Highlight of a sedate weekend was a bottle of this wonderfully weird wine from eastern France. I mentioned the idea of ‘Yeah But No But’ Wines in this post and this blend of Chardonnay with the local grape Savagnin is most definitely one of those. Some people will loathe it, but those who can get their heads round a white wine that combines the zesty lightly cooked apple character of Mâcon whites with the nutty, flor-like tang of aged fino sherry, and then chucks in some herby minerality for good measure will love it. To misquote Psalm 139, it is ‘fearfully and wonderfully mad’, and the only thing I can say against it is that it comes with one of those wax capsules that is a toal pain to remove. Available from Caves de Pyrene for around £20.

That nutty sherry edge is one of the results of using minimal sulphur in winemaking. As Caves de Pyrene’s Doug Wregg said about such a modus operandi on the company blog, it makes for intriguing wines. And these so-called ‘Natural Wines’ are enjoying a surge in interest from drinkers looking to avoid ‘made’ wines. The theory is great, but in practice…
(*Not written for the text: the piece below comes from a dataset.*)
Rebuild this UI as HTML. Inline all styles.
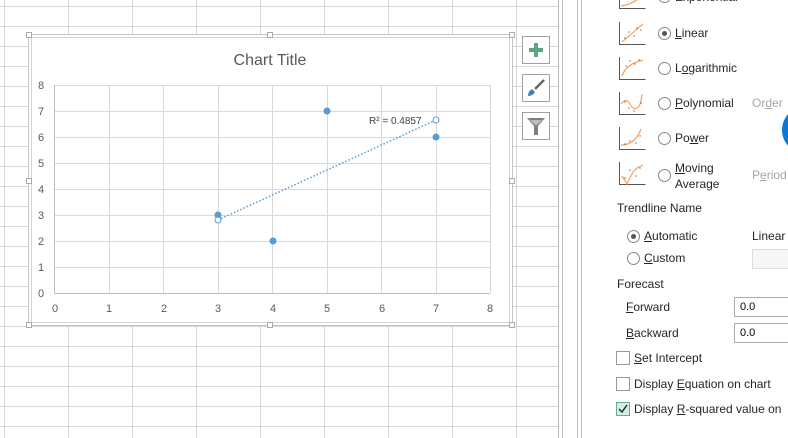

For me there’s a parallel with personal hygiene. Instead of fertilisers, pesticides, cultured yeasts and winemaking additives, think shampoo, deodorant, razors and perfume. Now no sentient wine drinker wants to drink the vinous equivalent of Swiss Toni, but equally, they don’t want to share a meal with Stig of the Dump. So while good natural wines can appeal to our baser instincts with something akin to a pheromone rush, bad ones are just too smelly, too hairy, too unkempt. I want my Stinking Bishop on the cheeseboard, not in my glass.